EXERCISE DESCRIPTION:
Return the material word for word. Do not include the pictures.

DATA SECTION:
··········

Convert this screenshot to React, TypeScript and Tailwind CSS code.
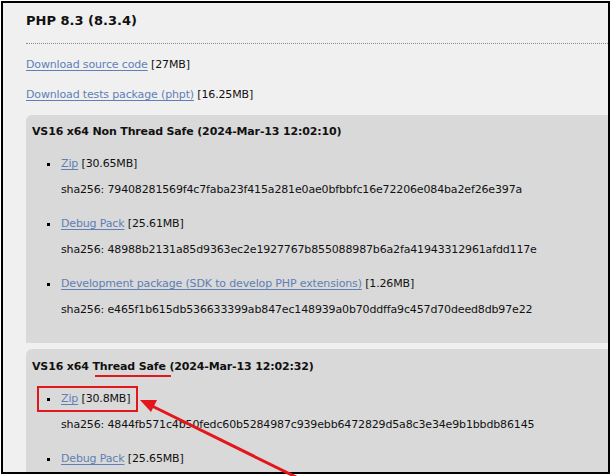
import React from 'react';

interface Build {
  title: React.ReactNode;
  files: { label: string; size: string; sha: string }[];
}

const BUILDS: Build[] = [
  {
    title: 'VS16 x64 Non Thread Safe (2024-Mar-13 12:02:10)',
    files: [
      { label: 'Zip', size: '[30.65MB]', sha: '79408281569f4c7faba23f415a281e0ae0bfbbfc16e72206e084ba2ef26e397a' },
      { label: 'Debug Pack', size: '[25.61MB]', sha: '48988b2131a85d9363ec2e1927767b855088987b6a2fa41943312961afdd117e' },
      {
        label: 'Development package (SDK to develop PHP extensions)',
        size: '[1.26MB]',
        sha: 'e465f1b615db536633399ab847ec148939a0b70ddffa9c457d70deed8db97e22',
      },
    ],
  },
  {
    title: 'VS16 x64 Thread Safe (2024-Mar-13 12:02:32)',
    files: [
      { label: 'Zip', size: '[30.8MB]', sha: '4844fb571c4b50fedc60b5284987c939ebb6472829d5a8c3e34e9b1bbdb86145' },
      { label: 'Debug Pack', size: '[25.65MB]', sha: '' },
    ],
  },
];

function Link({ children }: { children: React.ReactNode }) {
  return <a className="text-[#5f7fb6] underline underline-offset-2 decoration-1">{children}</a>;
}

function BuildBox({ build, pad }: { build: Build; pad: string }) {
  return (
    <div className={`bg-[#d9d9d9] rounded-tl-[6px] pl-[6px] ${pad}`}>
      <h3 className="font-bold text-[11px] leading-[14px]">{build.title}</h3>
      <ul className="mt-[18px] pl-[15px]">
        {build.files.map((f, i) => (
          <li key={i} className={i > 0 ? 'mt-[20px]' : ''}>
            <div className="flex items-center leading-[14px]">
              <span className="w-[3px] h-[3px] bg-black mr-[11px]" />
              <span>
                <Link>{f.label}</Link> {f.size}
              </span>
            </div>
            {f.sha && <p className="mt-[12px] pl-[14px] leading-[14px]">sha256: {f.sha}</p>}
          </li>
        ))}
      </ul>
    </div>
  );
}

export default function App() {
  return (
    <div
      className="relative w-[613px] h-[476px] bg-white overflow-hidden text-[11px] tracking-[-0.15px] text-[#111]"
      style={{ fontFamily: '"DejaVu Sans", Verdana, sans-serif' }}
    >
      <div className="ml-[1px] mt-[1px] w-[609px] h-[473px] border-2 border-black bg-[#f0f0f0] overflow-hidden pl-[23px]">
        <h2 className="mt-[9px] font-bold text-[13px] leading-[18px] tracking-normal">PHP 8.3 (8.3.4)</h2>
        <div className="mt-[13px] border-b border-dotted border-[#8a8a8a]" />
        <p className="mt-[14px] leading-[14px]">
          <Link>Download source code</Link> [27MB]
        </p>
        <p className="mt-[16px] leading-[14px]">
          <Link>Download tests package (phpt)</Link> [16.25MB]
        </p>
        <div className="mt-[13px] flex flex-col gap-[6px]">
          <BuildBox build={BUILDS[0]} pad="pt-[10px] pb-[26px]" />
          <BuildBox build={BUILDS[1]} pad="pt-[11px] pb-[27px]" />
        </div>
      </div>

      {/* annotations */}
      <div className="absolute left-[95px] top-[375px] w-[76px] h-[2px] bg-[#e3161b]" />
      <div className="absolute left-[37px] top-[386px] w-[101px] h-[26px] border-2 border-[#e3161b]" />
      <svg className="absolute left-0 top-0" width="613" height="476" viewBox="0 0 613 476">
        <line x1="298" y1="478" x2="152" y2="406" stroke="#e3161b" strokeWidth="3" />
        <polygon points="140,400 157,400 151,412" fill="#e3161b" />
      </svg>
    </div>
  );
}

··········

CORRECT ANSWER:
Convert this screenshot to React, TypeScript and Tailwind CSS code.
import React from 'react';

interface Build {
  title: React.ReactNode;
  files: { label: string; size: string; sha: string }[];
}

const BUILDS: Build[] = [
  {
    title: 'VS16 x64 Non Thread Safe (2024-Mar-13 12:02:10)',
    files: [
      { label: 'Zip', size: '[30.65MB]', sha: '79408281569f4c7faba23f415a281e0ae0bfbbfc16e72206e084ba2ef26e397a' },
      { label: 'Debug Pack', size: '[25.61MB]', sha: '48988b2131a85d9363ec2e1927767b855088987b6a2fa41943312961afdd117e' },
      {
        label: 'Development package (SDK to develop PHP extensions)',
        size: '[1.26MB]',
        sha: 'e465f1b615db536633399ab847ec148939a0b70ddffa9c457d70deed8db97e22',
      },
    ],
  },
  {
    title: 'VS16 x64 Thread Safe (2024-Mar-13 12:02:32)',
    files: [
      { label: 'Zip', size: '[30.8MB]', sha: '4844fb571c4b50fedc60b5284987c939ebb6472829d5a8c3e34e9b1bbdb86145' },
      { label: 'Debug Pack', size: '[25.65MB]', sha: '' },
    ],
  },
];

function Link({ children }: { children: React.ReactNode }) {
  return <a className="text-[#5f7fb6] underline underline-offset-2 decoration-1">{children}</a>;
}

function BuildBox({ build, pad }: { build: Build; pad: string }) {
  return (
    <div className={`bg-[#d9d9d9] rounded-tl-[6px] pl-[6px] ${pad}`}>
      <h3 className="font-bold text-[11px] leading-[14px]">{build.title}</h3>
      <ul className="mt-[18px] pl-[15px]">
        {build.files.map((f, i) => (
          <li key={i} className={i > 0 ? 'mt-[20px]' : ''}>
            <div className="flex items-center leading-[14px]">
              <span className="w-[3px] h-[3px] bg-black mr-[11px]" />
              <span>
                <Link>{f.label}</Link> {f.size}
              </span>
            </div>
            {f.sha && <p className="mt-[12px] pl-[14px] leading-[14px]">sha256: {f.sha}</p>}
          </li>
        ))}
      </ul>
    </div>
  );
}

export default function App() {
  return (
    <div
      className="relative w-[613px] h-[476px] bg-white overflow-hidden text-[11px] tracking-[-0.15px] text-[#111]"
      style={{ fontFamily: '"DejaVu Sans", Verdana, sans-serif' }}
    >
      <div className="ml-[1px] mt-[1px] w-[609px] h-[473px] border-2 border-black bg-[#f0f0f0] overflow-hidden pl-[23px]">
        <h2 className="mt-[9px] font-bold text-[13px] leading-[18px] tracking-normal">PHP 8.3 (8.3.4)</h2>
        <div className="mt-[13px] border-b border-dotted border-[#8a8a8a]" />
        <p className="mt-[14px] leading-[14px]">
          <Link>Download source code</Link> [27MB]
        </p>
        <p className="mt-[16px] leading-[14px]">
          <Link>Download tests package (phpt)</Link> [16.25MB]
        </p>
        <div className="mt-[13px] flex flex-col gap-[6px]">
          <BuildBox build={BUILDS[0]} pad="pt-[10px] pb-[26px]" />
          <BuildBox build={BUILDS[1]} pad="pt-[11px] pb-[27px]" />
        </div>
      </div>

      {/* annotations */}
      <div className="absolute left-[95px] top-[375px] w-[76px] h-[2px] bg-[#e3161b]" />
      <div className="absolute left-[37px] top-[386px] w-[101px] h-[26px] border-2 border-[#e3161b]" />
      <svg className="absolute left-0 top-0" width="613" height="476" viewBox="0 0 613 476">
        <line x1="298" y1="478" x2="152" y2="406" stroke="#e3161b" strokeWidth="3" />
        <polygon points="140,400 157,400 151,412" fill="#e3161b" />
      </svg>
    </div>
  );
}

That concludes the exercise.